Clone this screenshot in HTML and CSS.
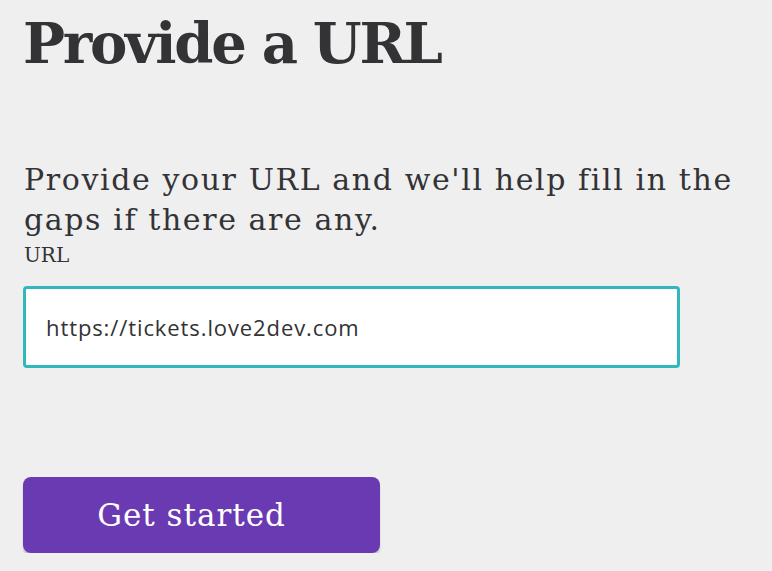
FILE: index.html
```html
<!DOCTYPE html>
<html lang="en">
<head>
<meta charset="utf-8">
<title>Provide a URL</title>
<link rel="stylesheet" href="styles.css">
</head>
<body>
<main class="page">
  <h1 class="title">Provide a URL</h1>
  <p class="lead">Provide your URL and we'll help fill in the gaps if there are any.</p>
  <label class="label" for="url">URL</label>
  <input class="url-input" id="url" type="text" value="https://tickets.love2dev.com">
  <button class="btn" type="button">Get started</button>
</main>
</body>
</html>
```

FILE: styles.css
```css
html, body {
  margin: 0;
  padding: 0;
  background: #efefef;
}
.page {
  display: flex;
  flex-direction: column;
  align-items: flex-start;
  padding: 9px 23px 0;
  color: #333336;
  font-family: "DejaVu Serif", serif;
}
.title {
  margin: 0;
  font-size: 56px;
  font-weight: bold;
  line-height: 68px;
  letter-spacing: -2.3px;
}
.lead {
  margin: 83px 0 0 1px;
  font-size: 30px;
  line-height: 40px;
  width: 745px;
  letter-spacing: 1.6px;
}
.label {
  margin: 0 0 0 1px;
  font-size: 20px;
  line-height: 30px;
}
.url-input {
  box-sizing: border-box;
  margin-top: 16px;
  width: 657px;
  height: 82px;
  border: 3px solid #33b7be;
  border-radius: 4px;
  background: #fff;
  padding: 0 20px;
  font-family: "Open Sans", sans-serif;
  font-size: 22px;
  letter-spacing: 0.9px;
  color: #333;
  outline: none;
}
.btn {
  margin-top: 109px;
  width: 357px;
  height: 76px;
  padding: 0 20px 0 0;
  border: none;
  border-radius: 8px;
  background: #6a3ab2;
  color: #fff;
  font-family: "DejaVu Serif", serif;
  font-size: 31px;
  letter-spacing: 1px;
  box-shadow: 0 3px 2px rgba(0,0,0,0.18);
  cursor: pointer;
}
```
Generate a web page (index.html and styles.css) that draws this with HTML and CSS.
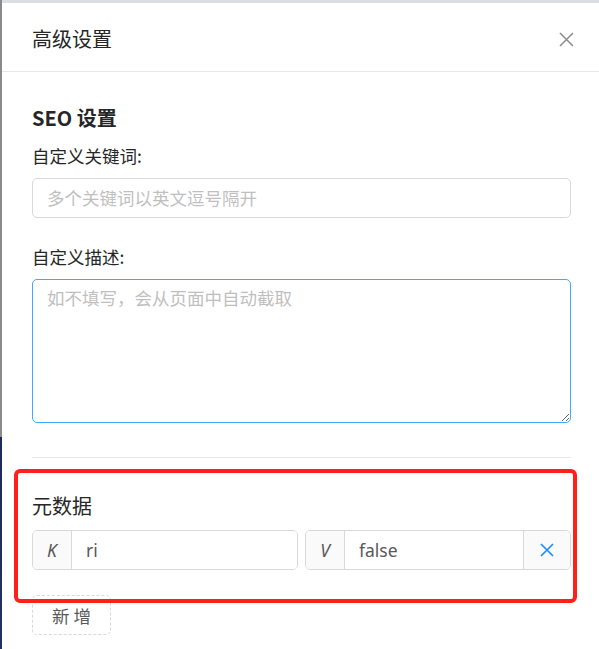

### Work required
Without the pictures, write out the whole listing above exactly as it appears.

### Expected answer
Clone this screenshot in HTML and CSS.
FILE: index.html
```html
<!DOCTYPE html>
<html lang="en">
<head>
<meta charset="utf-8">
<title>Provide a URL</title>
<link rel="stylesheet" href="styles.css">
</head>
<body>
<main class="page">
  <h1 class="title">Provide a URL</h1>
  <p class="lead">Provide your URL and we'll help fill in the gaps if there are any.</p>
  <label class="label" for="url">URL</label>
  <input class="url-input" id="url" type="text" value="https://tickets.love2dev.com">
  <button class="btn" type="button">Get started</button>
</main>
</body>
</html>
```

FILE: styles.css
```css
html, body {
  margin: 0;
  padding: 0;
  background: #efefef;
}
.page {
  display: flex;
  flex-direction: column;
  align-items: flex-start;
  padding: 9px 23px 0;
  color: #333336;
  font-family: "DejaVu Serif", serif;
}
.title {
  margin: 0;
  font-size: 56px;
  font-weight: bold;
  line-height: 68px;
  letter-spacing: -2.3px;
}
.lead {
  margin: 83px 0 0 1px;
  font-size: 30px;
  line-height: 40px;
  width: 745px;
  letter-spacing: 1.6px;
}
.label {
  margin: 0 0 0 1px;
  font-size: 20px;
  line-height: 30px;
}
.url-input {
  box-sizing: border-box;
  margin-top: 16px;
  width: 657px;
  height: 82px;
  border: 3px solid #33b7be;
  border-radius: 4px;
  background: #fff;
  padding: 0 20px;
  font-family: "Open Sans", sans-serif;
  font-size: 22px;
  letter-spacing: 0.9px;
  color: #333;
  outline: none;
}
.btn {
  margin-top: 109px;
  width: 357px;
  height: 76px;
  padding: 0 20px 0 0;
  border: none;
  border-radius: 8px;
  background: #6a3ab2;
  color: #fff;
  font-family: "DejaVu Serif", serif;
  font-size: 31px;
  letter-spacing: 1px;
  box-shadow: 0 3px 2px rgba(0,0,0,0.18);
  cursor: pointer;
}
```
Generate a web page (index.html and styles.css) that draws this with HTML and CSS.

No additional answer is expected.